**Supplied material**
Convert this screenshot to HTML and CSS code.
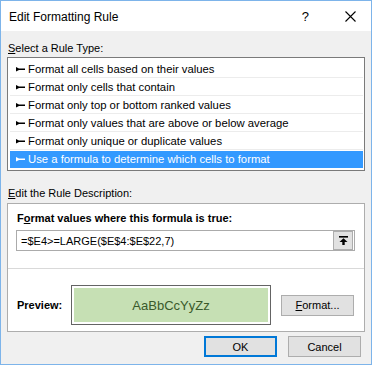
FILE: index.html
```html
<!DOCTYPE html>
<html>
<head>
<meta charset="utf-8">
<link rel="stylesheet" href="styles.css">
</head>
<body>
<div class="window">
  <div class="titlebar">
    <span class="title">Edit Formatting Rule</span>
    <span class="help">?</span>
    <svg class="close" width="11" height="11" viewBox="0 0 11 11"><path d="M0.5 0.5 L10.5 10.5 M10.5 0.5 L0.5 10.5" stroke="#000" stroke-width="1.1" fill="none"/></svg>
  </div>
  <div class="body">
    <div class="label"><u>S</u>elect a Rule Type:</div>
    <ul class="list">
      <li><svg class="bullet" width="9" height="5" viewBox="0 0 9 5"><polygon points="0,0 3,1.5 9,1.5 9,3 3,3 0,4.5" fill="currentColor"/></svg>Format all cells based on their values</li>
      <li><svg class="bullet" width="9" height="5" viewBox="0 0 9 5"><polygon points="0,0 3,1.5 9,1.5 9,3 3,3 0,4.5" fill="currentColor"/></svg>Format only cells that contain</li>
      <li><svg class="bullet" width="9" height="5" viewBox="0 0 9 5"><polygon points="0,0 3,1.5 9,1.5 9,3 3,3 0,4.5" fill="currentColor"/></svg>Format only top or bottom ranked values</li>
      <li><svg class="bullet" width="9" height="5" viewBox="0 0 9 5"><polygon points="0,0 3,1.5 9,1.5 9,3 3,3 0,4.5" fill="currentColor"/></svg>Format only values that are above or below average</li>
      <li><svg class="bullet" width="9" height="5" viewBox="0 0 9 5"><polygon points="0,0 3,1.5 9,1.5 9,3 3,3 0,4.5" fill="currentColor"/></svg>Format only unique or duplicate values</li>
      <li class="selected"><svg class="bullet" width="9" height="5" viewBox="0 0 9 5"><polygon points="0,0 3,1.5 9,1.5 9,3 3,3 0,4.5" fill="currentColor"/></svg>Use a formula to determine which cells to format</li>
    </ul>
    <div class="label label-2"><u>E</u>dit the Rule Description:</div>
    <div class="desc">
      <div class="desc-top">
        <div class="bold">F<u>o</u>rmat values where this formula is true:</div>
        <div class="input">
          <span class="formula">=$E4&gt;=LARGE($E$4:$E$22,7)</span>
          <span class="ref"><svg width="9" height="9" viewBox="0 0 9 9"><rect x="0" y="0" width="9" height="1.6" fill="#000"/><polygon points="4.5,2.2 8.5,6 0.5,6" fill="#000"/><rect x="3.3" y="5.5" width="2.4" height="3.5" fill="#000"/></svg></span>
        </div>
      </div>
      <div class="desc-bottom">
        <span class="bold preview-label">Preview:</span>
        <div class="preview"><div class="preview-inner">AaBbCcYyZz</div></div>
        <span class="btn format-btn"><u>F</u>ormat...</span>
      </div>
    </div>
    <div class="actions">
      <span class="btn ok">OK</span>
      <span class="btn">Cancel</span>
    </div>
  </div>
</div>
</body>
</html>
```
FILE: styles.css
```css
* { box-sizing: border-box; }
html, body { margin: 0; padding: 0; background: #fff; }
body {
  font-family: "Liberation Sans", Arial, sans-serif;
  font-size: 11px;
  color: #000;
}
.window {
  width: 372px;
  height: 365px;
  border: 1px solid #7db4ea;
  display: flex;
  flex-direction: column;
  background: #f0f0f0;
}
.titlebar {
  height: 30px;
  background: #fff;
  display: flex;
  align-items: center;
  padding-left: 8px;
}
.title { font-size: 12px; flex: 1; padding-top: 1px; }
.help { font-size: 13px; margin-right: 36px; padding-top: 1px; }
.close { margin-right: 15px; }
.body {
  flex: 1;
  padding: 10px 6px 0 6px;
  display: flex;
  flex-direction: column;
}
.label { line-height: 14px; height: 14px; margin-left: 1px; margin-bottom: 2px; }
.label-2 { margin-top: 15px; margin-bottom: 3px; }
.list {
  list-style: none;
  margin: 0;
  padding: 3px 1px 2px 2px;
  border: 1px solid #7a7a7a;
  background: #fff;
  font-size: 11.3px;
}
.list li {
  height: 17px;
  line-height: 16px;
  border-bottom: 1px solid #ececec;
  margin-bottom: 1px;
  padding-left: 6px;
  display: flex;
  align-items: center;
  white-space: nowrap;
}
.list li:last-child { border-bottom: 1px solid transparent; margin-bottom: 0; }
.list li.selected { background: #3399ff; color: #fff; }
.bullet { margin-right: 3px; flex: none; }
.desc {
  background: #fff;
  border: 1px solid #adadad;
}
.desc-top {
  height: 65px;
  padding: 7px 9px 0 8px;
  border-bottom: 1px solid #d9d9d9;
}
.bold { font-weight: bold; line-height: 14px; margin-left: 1px; }
.input {
  margin-top: 5px;
  height: 21px;
  border: 1px solid #ababab;
  display: flex;
  align-items: center;
  padding: 1px;
}
.formula { flex: 1; padding-left: 3px; }
.ref {
  width: 20px;
  height: 19px;
  background: #e1e1e1;
  border: 1px solid #adadad;
  display: flex;
  align-items: center;
  justify-content: center;
}
.desc-bottom {
  display: flex;
  align-items: center;
  padding: 16px 0 6px 8px;
}
.preview-label { width: 54px; flex: none; }
.preview {
  width: 200px;
  height: 40px;
  border: 1px solid #646464;
  padding: 2px;
  background: #fff;
}
.preview-inner {
  height: 100%;
  background: #c6e0b4;
  display: flex;
  align-items: center;
  justify-content: center;
  font-size: 13px;
  color: #3a5a2b;
}
.btn {
  width: 73px;
  height: 21px;
  background: #e1e1e1;
  border: 1px solid #adadad;
  display: flex;
  align-items: center;
  justify-content: center;
}
.format-btn { margin-left: 10px; }
.actions {
  display: flex;
  justify-content: flex-end;
  gap: 11px;
  margin-top: 4px;
  margin-right: 4px;
}
.ok { border: 2px solid #0078d7; }
```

**Directions for this task**
Quote in full the listing given above; the images are to be left out.

**Task response**
Convert this screenshot to HTML and CSS code.
FILE: index.html
```html
<!DOCTYPE html>
<html>
<head>
<meta charset="utf-8">
<link rel="stylesheet" href="styles.css">
</head>
<body>
<div class="window">
  <div class="titlebar">
    <span class="title">Edit Formatting Rule</span>
    <span class="help">?</span>
    <svg class="close" width="11" height="11" viewBox="0 0 11 11"><path d="M0.5 0.5 L10.5 10.5 M10.5 0.5 L0.5 10.5" stroke="#000" stroke-width="1.1" fill="none"/></svg>
  </div>
  <div class="body">
    <div class="label"><u>S</u>elect a Rule Type:</div>
    <ul class="list">
      <li><svg class="bullet" width="9" height="5" viewBox="0 0 9 5"><polygon points="0,0 3,1.5 9,1.5 9,3 3,3 0,4.5" fill="currentColor"/></svg>Format all cells based on their values</li>
      <li><svg class="bullet" width="9" height="5" viewBox="0 0 9 5"><polygon points="0,0 3,1.5 9,1.5 9,3 3,3 0,4.5" fill="currentColor"/></svg>Format only cells that contain</li>
      <li><svg class="bullet" width="9" height="5" viewBox="0 0 9 5"><polygon points="0,0 3,1.5 9,1.5 9,3 3,3 0,4.5" fill="currentColor"/></svg>Format only top or bottom ranked values</li>
      <li><svg class="bullet" width="9" height="5" viewBox="0 0 9 5"><polygon points="0,0 3,1.5 9,1.5 9,3 3,3 0,4.5" fill="currentColor"/></svg>Format only values that are above or below average</li>
      <li><svg class="bullet" width="9" height="5" viewBox="0 0 9 5"><polygon points="0,0 3,1.5 9,1.5 9,3 3,3 0,4.5" fill="currentColor"/></svg>Format only unique or duplicate values</li>
      <li class="selected"><svg class="bullet" width="9" height="5" viewBox="0 0 9 5"><polygon points="0,0 3,1.5 9,1.5 9,3 3,3 0,4.5" fill="currentColor"/></svg>Use a formula to determine which cells to format</li>
    </ul>
    <div class="label label-2"><u>E</u>dit the Rule Description:</div>
    <div class="desc">
      <div class="desc-top">
        <div class="bold">F<u>o</u>rmat values where this formula is true:</div>
        <div class="input">
          <span class="formula">=$E4&gt;=LARGE($E$4:$E$22,7)</span>
          <span class="ref"><svg width="9" height="9" viewBox="0 0 9 9"><rect x="0" y="0" width="9" height="1.6" fill="#000"/><polygon points="4.5,2.2 8.5,6 0.5,6" fill="#000"/><rect x="3.3" y="5.5" width="2.4" height="3.5" fill="#000"/></svg></span>
        </div>
      </div>
      <div class="desc-bottom">
        <span class="bold preview-label">Preview:</span>
        <div class="preview"><div class="preview-inner">AaBbCcYyZz</div></div>
        <span class="btn format-btn"><u>F</u>ormat...</span>
      </div>
    </div>
    <div class="actions">
      <span class="btn ok">OK</span>
      <span class="btn">Cancel</span>
    </div>
  </div>
</div>
</body>
</html>
```
FILE: styles.css
```css
* { box-sizing: border-box; }
html, body { margin: 0; padding: 0; background: #fff; }
body {
  font-family: "Liberation Sans", Arial, sans-serif;
  font-size: 11px;
  color: #000;
}
.window {
  width: 372px;
  height: 365px;
  border: 1px solid #7db4ea;
  display: flex;
  flex-direction: column;
  background: #f0f0f0;
}
.titlebar {
  height: 30px;
  background: #fff;
  display: flex;
  align-items: center;
  padding-left: 8px;
}
.title { font-size: 12px; flex: 1; padding-top: 1px; }
.help { font-size: 13px; margin-right: 36px; padding-top: 1px; }
.close { margin-right: 15px; }
.body {
  flex: 1;
  padding: 10px 6px 0 6px;
  display: flex;
  flex-direction: column;
}
.label { line-height: 14px; height: 14px; margin-left: 1px; margin-bottom: 2px; }
.label-2 { margin-top: 15px; margin-bottom: 3px; }
.list {
  list-style: none;
  margin: 0;
  padding: 3px 1px 2px 2px;
  border: 1px solid #7a7a7a;
  background: #fff;
  font-size: 11.3px;
}
.list li {
  height: 17px;
  line-height: 16px;
  border-bottom: 1px solid #ececec;
  margin-bottom: 1px;
  padding-left: 6px;
  display: flex;
  align-items: center;
  white-space: nowrap;
}
.list li:last-child { border-bottom: 1px solid transparent; margin-bottom: 0; }
.list li.selected { background: #3399ff; color: #fff; }
.bullet { margin-right: 3px; flex: none; }
.desc {
  background: #fff;
  border: 1px solid #adadad;
}
.desc-top {
  height: 65px;
  padding: 7px 9px 0 8px;
  border-bottom: 1px solid #d9d9d9;
}
.bold { font-weight: bold; line-height: 14px; margin-left: 1px; }
.input {
  margin-top: 5px;
  height: 21px;
  border: 1px solid #ababab;
  display: flex;
  align-items: center;
  padding: 1px;
}
.formula { flex: 1; padding-left: 3px; }
.ref {
  width: 20px;
  height: 19px;
  background: #e1e1e1;
  border: 1px solid #adadad;
  display: flex;
  align-items: center;
  justify-content: center;
}
.desc-bottom {
  display: flex;
  align-items: center;
  padding: 16px 0 6px 8px;
}
.preview-label { width: 54px; flex: none; }
.preview {
  width: 200px;
  height: 40px;
  border: 1px solid #646464;
  padding: 2px;
  background: #fff;
}
.preview-inner {
  height: 100%;
  background: #c6e0b4;
  display: flex;
  align-items: center;
  justify-content: center;
  font-size: 13px;
  color: #3a5a2b;
}
.btn {
  width: 73px;
  height: 21px;
  background: #e1e1e1;
  border: 1px solid #adadad;
  display: flex;
  align-items: center;
  justify-content: center;
}
.format-btn { margin-left: 10px; }
.actions {
  display: flex;
  justify-content: flex-end;
  gap: 11px;
  margin-top: 4px;
  margin-right: 4px;
}
.ok { border: 2px solid #0078d7; }
```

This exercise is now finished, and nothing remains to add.